Although an XML processor is required to read only entities in the
UTF-8 and UTF-16 encodings, it is recognized that other encodings are
used around the world, and it may be desired for XML processors to
read entities that use them. In the absence of external character
encoding information (such as MIME headers), parsed entities which are
stored in an encoding other than UTF-8 or UTF-16 MUST begin with a
text declaration (see 4.3.1 The Text Declaration) containing an
encoding declaration....

And RFC 3023 states that charset parameter of the text/xml
registration is strongly recommended. The following description of the
charset parameter is straight from RFC 3023:

Although listed as an optional parameter, the use of the charset
parameter is STRONGLY RECOMMENDED, since this information can be
used by XML processors to determine authoritatively the character
encoding of the XML MIME entity.  The charset parameter can also
be used to provide protocol-specific operations, such as charset-
based content negotiation in HTTP.  "utf-8" [RFC2279] is the
recommended value, representing the UTF-8 charset.  UTF-8 is
 supported by all conforming processors of [XML].

Cheers,
Dom
Re: xmlrpc and charset=utf-8
Posted by Sean E. Russell (Guest)
on 27.09.2007 03:19
On Tuesday 18 September 2007, Martin Duerst wrote:
> >>> I read this to say that XML documents, in the absence of both external
> >>> encoding information or an XML declaration, must be assumed to be
> >>> UTF-8. RFC3023 appears to be saying that XML documents default to
> >>> US-ASCII.
>
> Yes, if they come served with a MIME type of text/xml (without charset
> parameter), because that's part of the definition of text/xml. Absence of
> an explicit "us-ascii" label and absence of information are not the same.
> That all may sound a bit far-fetched, but that's how things are defined in
> the specs, sorry.

If the external transport specifies the encoding, then it is up to the 
code
that is processing the transportation to set the encoding of the XML 
document
via the API.  The XML parser can't know anything about the transport. 
 That
is to say, it is *still* not the parser's responsibility to guess that 
the
encoding is anything other than UTF-8; it must be told otherwise.

Put another way, the code accepting the content must tell the parser 
what
encoding the stream is using, if it is using anything other than UTF-8.
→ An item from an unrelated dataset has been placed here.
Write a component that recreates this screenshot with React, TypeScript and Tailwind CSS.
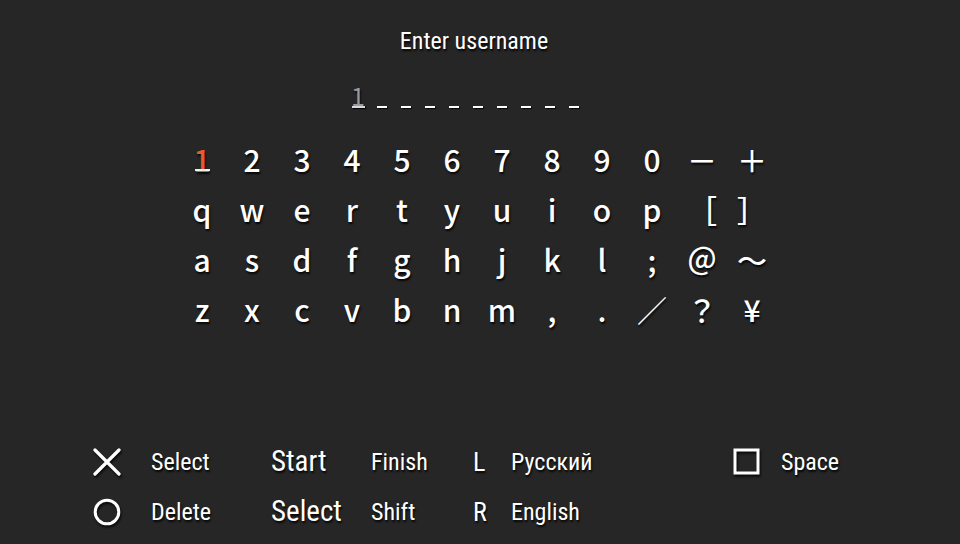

> Adding an accessor is definitely a very good idea. Another idea is to
> change the default to "application/xml". "application/xml" does NOT
> imply US-ASCII, but (unless it comes with a charset parameter) means
> 'look at the XML document itself' (which in case of no BOM and no
> encoding declaration means UTF-8).

Another option is to have XMLRPC explicitly set the encoding to whatever 
the
transport says it is.  Of course, this would require that XMLRPC parse 
the
first line of the file and make sure that the encoding isn't already
specified in the document itself, but that isn't too difficult.
Re: xmlrpc and charset=utf-8
Posted by Jesse Clark (jesse-c)
on 27.09.2007 19:04
Sean E. Russell wrote:
> On Tuesday 18 September 2007, Martin Duerst wrote:
>   
<snipped the charset and specifications discussion>
> specified in the document itself, but that isn't too difficult.
>
>   
RFC 3023 states: "If an XML document -- that is, the unprocessed, source
XML document -- is readable by casual users, text/xml is preferable to
application/xml" and goes on to suggest that user agents which do not
support text/xml can display it as text/plain. "readable by casual
users" seems a little vague to me but it does seem that this paragraph
implies that the choice of MIME type should be based on the structure of
the xml document being transported.

To me this would support the case for choosing a reasonable default (
perhaps by  parsing the xml declaration, checking for a BOM, and falling
back to text/xml? ) and then also provide an accessor so the user can
choose to override the content-type and charset.